▸ EXERCISE BRIEF
Copy out the data below as written; omit any images.
━━━━━━━━
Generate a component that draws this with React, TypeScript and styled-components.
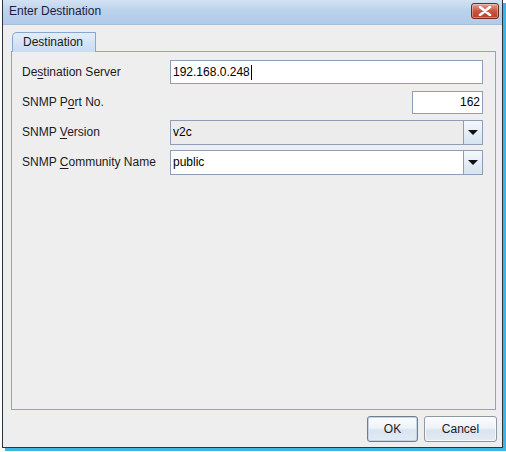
import React from "react";
import styled, { createGlobalStyle } from "styled-components";

const GlobalStyle = createGlobalStyle`
    html, body {
        margin: 0;
        padding: 0;
        background: #ffffff;
    }

    * {
        box-sizing: border-box;
    }
`;

const App = () => {
    return (
        <>
            <GlobalStyle />
            <Screen>
                <Window>
                    <TitleBar>
                        <TitleText>Enter Destination</TitleText>
                        <CloseButton aria-label="Close">
                            <svg width="14" height="10" viewBox="0 0 14 10">
                                <path
                                    d="M2 1 L12 9 M12 1 L2 9"
                                    stroke="#ffffff"
                                    strokeWidth="2.6"
                                    strokeLinecap="round"
                                />
                            </svg>
                        </CloseButton>
                    </TitleBar>

                    <Body>
                        <Tabs.Strip>
                            <Tabs.Tab>Destination</Tabs.Tab>
                        </Tabs.Strip>

                        <Tabs.Panel>
                            <Form.Grid>
                                <Form.Label>
                                    De<u>s</u>tination Server
                                </Form.Label>
                                <Form.TextField>
                                    <Form.Value>192.168.0.248</Form.Value>
                                    <Form.Caret />
                                </Form.TextField>

                                <Form.Label>
                                    SNMP P<u>o</u>rt No.
                                </Form.Label>
                                <Form.PortField>
                                    <Form.Value>162</Form.Value>
                                </Form.PortField>

                                <Form.Label>
                                    SNMP <u>V</u>ersion
                                </Form.Label>
                                <Combo.Box disabled>
                                    <Combo.Value>v2c</Combo.Value>
                                    <Combo.Arrow>
                                        <Combo.Triangle />
                                    </Combo.Arrow>
                                </Combo.Box>

                                <Form.Label>
                                    SNMP <u>C</u>ommunity Name
                                </Form.Label>
                                <Combo.Box>
                                    <Combo.Value>public</Combo.Value>
                                    <Combo.Arrow>
                                        <Combo.Triangle />
                                    </Combo.Arrow>
                                </Combo.Box>
                            </Form.Grid>
                        </Tabs.Panel>

                        <Footer>
                            <DialogButton primary>OK</DialogButton>
                            <DialogButton>Cancel</DialogButton>
                        </Footer>
                    </Body>
                </Window>
            </Screen>
        </>
    );
};

export default App;

const Screen = styled.div`
    width: 506px;
    height: 452px;

    padding-left: 2px;

    font-family: "Liberation Sans", Arial, sans-serif;
    font-size: 12px;
    color: #1b1b1b;
`;

const Window = styled.div`
    width: 501px;
    height: 448px;

    display: flex;
    flex-direction: column;

    background: #eeeeee;
    border: 1px solid #2a3340;
    border-top: none;
    box-shadow: 3px 3px 0 #3fb6e2;
`;

const TitleBar = styled.div`
    height: 25px;

    display: flex;
    align-items: center;
    justify-content: space-between;

    padding: 0 3px 2px 6px;

    background: linear-gradient(#d3e2f3, #bcd2ec 45%, #b2cbe8);
    border-bottom: 1px solid #a6bedc;
`;

const TitleText = styled.span`
    font-size: 12px;
    color: #1c1c40;
`;

const CloseButton = styled.div`
    width: 28px;
    height: 16px;

    display: flex;
    align-items: center;
    justify-content: center;

    border: 1px solid #6b2a22;
    border-radius: 3px;
    background: linear-gradient(#e6a291, #c9553f 50%, #b8402c);
    box-shadow: inset 0 0 0 1px rgba(255, 255, 255, 0.35);
`;

const Body = styled.div`
    flex: 1;

    display: flex;
    flex-direction: column;

    padding: 7px 6px 0 8px;
`;

const Tabs = {
    Strip: styled.div`
        display: flex;

        padding-left: 1px;
    `,

    Tab: styled.div`
        width: 84px;
        height: 20px;

        display: flex;
        align-items: center;

        padding: 0 0 1px 10px;
        margin-bottom: -1px;

        position: relative;
        z-index: 1;

        font-size: 12px;
        color: #1b1b1b;

        background: linear-gradient(#e2edf9, #c9dcf2);
        border: 1px solid #8aa6cc;
        border-bottom: none;
        border-top-left-radius: 5px;
        border-top-right-radius: 1px;
    `,

    Panel: styled.div`
        height: 359px;

        padding: 8px 12px 0 10px;

        border: 1px solid #8aa6cc;
    `,
};

const Form = {
    Grid: styled.div`
        display: grid;
        grid-template-columns: 148px 1fr;
        grid-auto-rows: 24px;
        row-gap: 6px;
        align-items: center;
    `,

    Label: styled.span`
        font-size: 12px;
        color: #1b1b1b;

        u {
            text-decoration-thickness: 1px;
            text-underline-offset: 2px;
        }
    `,

    TextField: styled.div`
        height: 24px;

        display: flex;
        align-items: center;

        padding: 0 2px;

        background: #ffffff;
        border: 1px solid #8f9eb3;
    `,

    PortField: styled.div`
        width: 71px;
        height: 23px;

        justify-self: end;

        display: flex;
        align-items: center;
        justify-content: flex-end;

        padding: 0 2px;

        background: #ffffff;
        border: 1px solid #8f9eb3;
    `,

    Value: styled.span`
        font-size: 12px;
        color: #000000;
    `,

    Caret: styled.span`
        width: 1px;
        height: 15px;

        margin-left: 1px;

        background: #000000;
    `,
};

const Combo = {
    Box: styled.div<{ disabled?: boolean }>`
        height: 25px;

        display: flex;
        align-items: stretch;

        background: ${(props) => (props.disabled ? "#ececec" : "#ffffff")};
        border: 1px solid #8f9eb3;
    `,

    Value: styled.span`
        flex: 1;

        display: flex;
        align-items: center;

        padding-left: 2px;

        font-size: 12px;
        color: #000000;
    `,

    Arrow: styled.div`
        width: 19px;

        display: flex;
        align-items: center;
        justify-content: center;

        background: linear-gradient(#f4f8fc, #d6e3f1);
        border-left: 1px solid #8f9eb3;
    `,

    Triangle: styled.span`
        width: 0;
        height: 0;

        border-left: 5px solid transparent;
        border-right: 5px solid transparent;
        border-top: 5px solid #111111;
    `,
};

const Footer = styled.div`
    display: flex;
    justify-content: flex-end;
    gap: 6px;

    padding: 6px 0 5px;
    margin-right: -1px;
`;

const DialogButton = styled.button<{ primary?: boolean }>`
    width: ${(props) => (props.primary ? "51px" : "73px")};
    height: 26px;

    font-family: "Liberation Sans", Arial, sans-serif;
    font-size: 12px;
    color: #1b1b1b;

    background: linear-gradient(#fbfcfd, #eef3f8 45%, #d9e4ef 55%, #e3ebf4);
    border: 1px solid ${(props) => (props.primary ? "#6f7d8c" : "#8d98a5")};
    border-radius: 3px;
    box-shadow: ${(props) =>
        props.primary
            ? "inset 0 0 0 1px #c4d3e3"
            : "inset 0 0 0 1px rgba(255, 255, 255, 0.7)"};

    cursor: pointer;
`;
━━━━━━━━
▸ RESULT
Generate a component that draws this with React, TypeScript and styled-components.
import React from "react";
import styled, { createGlobalStyle } from "styled-components";

const GlobalStyle = createGlobalStyle`
    html, body {
        margin: 0;
        padding: 0;
        background: #ffffff;
    }

    * {
        box-sizing: border-box;
    }
`;

const App = () => {
    return (
        <>
            <GlobalStyle />
            <Screen>
                <Window>
                    <TitleBar>
                        <TitleText>Enter Destination</TitleText>
                        <CloseButton aria-label="Close">
                            <svg width="14" height="10" viewBox="0 0 14 10">
                                <path
                                    d="M2 1 L12 9 M12 1 L2 9"
                                    stroke="#ffffff"
                                    strokeWidth="2.6"
                                    strokeLinecap="round"
                                />
                            </svg>
                        </CloseButton>
                    </TitleBar>

                    <Body>
                        <Tabs.Strip>
                            <Tabs.Tab>Destination</Tabs.Tab>
                        </Tabs.Strip>

                        <Tabs.Panel>
                            <Form.Grid>
                                <Form.Label>
                                    De<u>s</u>tination Server
                                </Form.Label>
                                <Form.TextField>
                                    <Form.Value>192.168.0.248</Form.Value>
                                    <Form.Caret />
                                </Form.TextField>

                                <Form.Label>
                                    SNMP P<u>o</u>rt No.
                                </Form.Label>
                                <Form.PortField>
                                    <Form.Value>162</Form.Value>
                                </Form.PortField>

                                <Form.Label>
                                    SNMP <u>V</u>ersion
                                </Form.Label>
                                <Combo.Box disabled>
                                    <Combo.Value>v2c</Combo.Value>
                                    <Combo.Arrow>
                                        <Combo.Triangle />
                                    </Combo.Arrow>
                                </Combo.Box>

                                <Form.Label>
                                    SNMP <u>C</u>ommunity Name
                                </Form.Label>
                                <Combo.Box>
                                    <Combo.Value>public</Combo.Value>
                                    <Combo.Arrow>
                                        <Combo.Triangle />
                                    </Combo.Arrow>
                                </Combo.Box>
                            </Form.Grid>
                        </Tabs.Panel>

                        <Footer>
                            <DialogButton primary>OK</DialogButton>
                            <DialogButton>Cancel</DialogButton>
                        </Footer>
                    </Body>
                </Window>
            </Screen>
        </>
    );
};

export default App;

const Screen = styled.div`
    width: 506px;
    height: 452px;

    padding-left: 2px;

    font-family: "Liberation Sans", Arial, sans-serif;
    font-size: 12px;
    color: #1b1b1b;
`;

const Window = styled.div`
    width: 501px;
    height: 448px;

    display: flex;
    flex-direction: column;

    background: #eeeeee;
    border: 1px solid #2a3340;
    border-top: none;
    box-shadow: 3px 3px 0 #3fb6e2;
`;

const TitleBar = styled.div`
    height: 25px;

    display: flex;
    align-items: center;
    justify-content: space-between;

    padding: 0 3px 2px 6px;

    background: linear-gradient(#d3e2f3, #bcd2ec 45%, #b2cbe8);
    border-bottom: 1px solid #a6bedc;
`;

const TitleText = styled.span`
    font-size: 12px;
    color: #1c1c40;
`;

const CloseButton = styled.div`
    width: 28px;
    height: 16px;

    display: flex;
    align-items: center;
    justify-content: center;

    border: 1px solid #6b2a22;
    border-radius: 3px;
    background: linear-gradient(#e6a291, #c9553f 50%, #b8402c);
    box-shadow: inset 0 0 0 1px rgba(255, 255, 255, 0.35);
`;

const Body = styled.div`
    flex: 1;

    display: flex;
    flex-direction: column;

    padding: 7px 6px 0 8px;
`;

const Tabs = {
    Strip: styled.div`
        display: flex;

        padding-left: 1px;
    `,

    Tab: styled.div`
        width: 84px;
        height: 20px;

        display: flex;
        align-items: center;

        padding: 0 0 1px 10px;
        margin-bottom: -1px;

        position: relative;
        z-index: 1;

        font-size: 12px;
        color: #1b1b1b;

        background: linear-gradient(#e2edf9, #c9dcf2);
        border: 1px solid #8aa6cc;
        border-bottom: none;
        border-top-left-radius: 5px;
        border-top-right-radius: 1px;
    `,

    Panel: styled.div`
        height: 359px;

        padding: 8px 12px 0 10px;

        border: 1px solid #8aa6cc;
    `,
};

const Form = {
    Grid: styled.div`
        display: grid;
        grid-template-columns: 148px 1fr;
        grid-auto-rows: 24px;
        row-gap: 6px;
        align-items: center;
    `,

    Label: styled.span`
        font-size: 12px;
        color: #1b1b1b;

        u {
            text-decoration-thickness: 1px;
            text-underline-offset: 2px;
        }
    `,

    TextField: styled.div`
        height: 24px;

        display: flex;
        align-items: center;

        padding: 0 2px;

        background: #ffffff;
        border: 1px solid #8f9eb3;
    `,

    PortField: styled.div`
        width: 71px;
        height: 23px;

        justify-self: end;

        display: flex;
        align-items: center;
        justify-content: flex-end;

        padding: 0 2px;

        background: #ffffff;
        border: 1px solid #8f9eb3;
    `,

    Value: styled.span`
        font-size: 12px;
        color: #000000;
    `,

    Caret: styled.span`
        width: 1px;
        height: 15px;

        margin-left: 1px;

        background: #000000;
    `,
};

const Combo = {
    Box: styled.div<{ disabled?: boolean }>`
        height: 25px;

        display: flex;
        align-items: stretch;

        background: ${(props) => (props.disabled ? "#ececec" : "#ffffff")};
        border: 1px solid #8f9eb3;
    `,

    Value: styled.span`
        flex: 1;

        display: flex;
        align-items: center;

        padding-left: 2px;

        font-size: 12px;
        color: #000000;
    `,

    Arrow: styled.div`
        width: 19px;

        display: flex;
        align-items: center;
        justify-content: center;

        background: linear-gradient(#f4f8fc, #d6e3f1);
        border-left: 1px solid #8f9eb3;
    `,

    Triangle: styled.span`
        width: 0;
        height: 0;

        border-left: 5px solid transparent;
        border-right: 5px solid transparent;
        border-top: 5px solid #111111;
    `,
};

const Footer = styled.div`
    display: flex;
    justify-content: flex-end;
    gap: 6px;

    padding: 6px 0 5px;
    margin-right: -1px;
`;

const DialogButton = styled.button<{ primary?: boolean }>`
    width: ${(props) => (props.primary ? "51px" : "73px")};
    height: 26px;

    font-family: "Liberation Sans", Arial, sans-serif;
    font-size: 12px;
    color: #1b1b1b;

    background: linear-gradient(#fbfcfd, #eef3f8 45%, #d9e4ef 55%, #e3ebf4);
    border: 1px solid ${(props) => (props.primary ? "#6f7d8c" : "#8d98a5")};
    border-radius: 3px;
    box-shadow: ${(props) =>
        props.primary
            ? "inset 0 0 0 1px #c4d3e3"
            : "inset 0 0 0 1px rgba(255, 255, 255, 0.7)"};

    cursor: pointer;
`;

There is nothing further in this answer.